My first duty station as a Pararescuemen was with the 67th ARRS (Aerospace Rescue & Recovery Service) in Woodbridge RAF in the United Kingdom. We routinely flew up to Keflavik, Iceland to support our unit stationed there. Normally the flight up is pretty quiet and uneventful. Not this time.
A small plane was en route to Iceland and the pilot flying alone had run short on fuel. He was going to have to ditch the plane and land in the North Atlantic Ocean. Landing in rough open waters is a challenge in itself. Landing in water that is so cold that hypothermia will set in within minutes is the real threat. When you first go into extremely cold water you go into what is called cold shock response. People start to hyperventilate immediately. For one to three minutes you breathe very fast and deep, uncontrollably. If you can’t swim or keep yourself on top of the water you’re pretty much fucked. If you can stay on top of the water and get your breathing under control, you’ll be good...for a while. That’s when the clock starts ticking.

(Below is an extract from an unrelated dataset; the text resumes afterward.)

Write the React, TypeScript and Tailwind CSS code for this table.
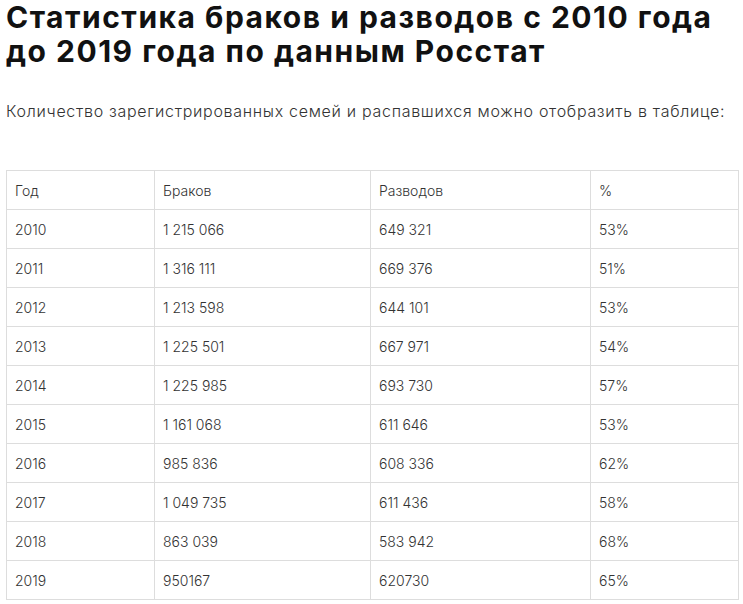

Generally, a person can survive in 41-degree F (5-degree C) water for 10, 15 or 20 minutes before the muscles get weak, you lose coordination and strength (which happens because the blood moves away from the extremities and toward the core of the body). Soon to become so tired that you slip into unconsciousness and cardiac arrest is not far behind. You just quietly slip beneath the surface of the water and you die.
The pilot of our HC-130 is a seasoned veteran with thousands of hours under his command. He tries to keep the pilot of the small aircraft calm and take his step by step through the procedures to ditch the plane. The other pilot is understandably nervous and afraid. His thick Scottish accent makes it hard to understand. The 130 commander keeps talking to the other pilot. Keeping as calm as you can is the real best chance you have in a survival situation. The co-pilot of the 130 tell my team leader to be ready to jump in needed. PJ’s usually work in two man teams. I was very new to the real world of Pararescue being called what is known as a “pup”. I had not been trained to be a jumpmaster yet, so I would be the one going out the door and parachuting into the water for the pilot if it came to that.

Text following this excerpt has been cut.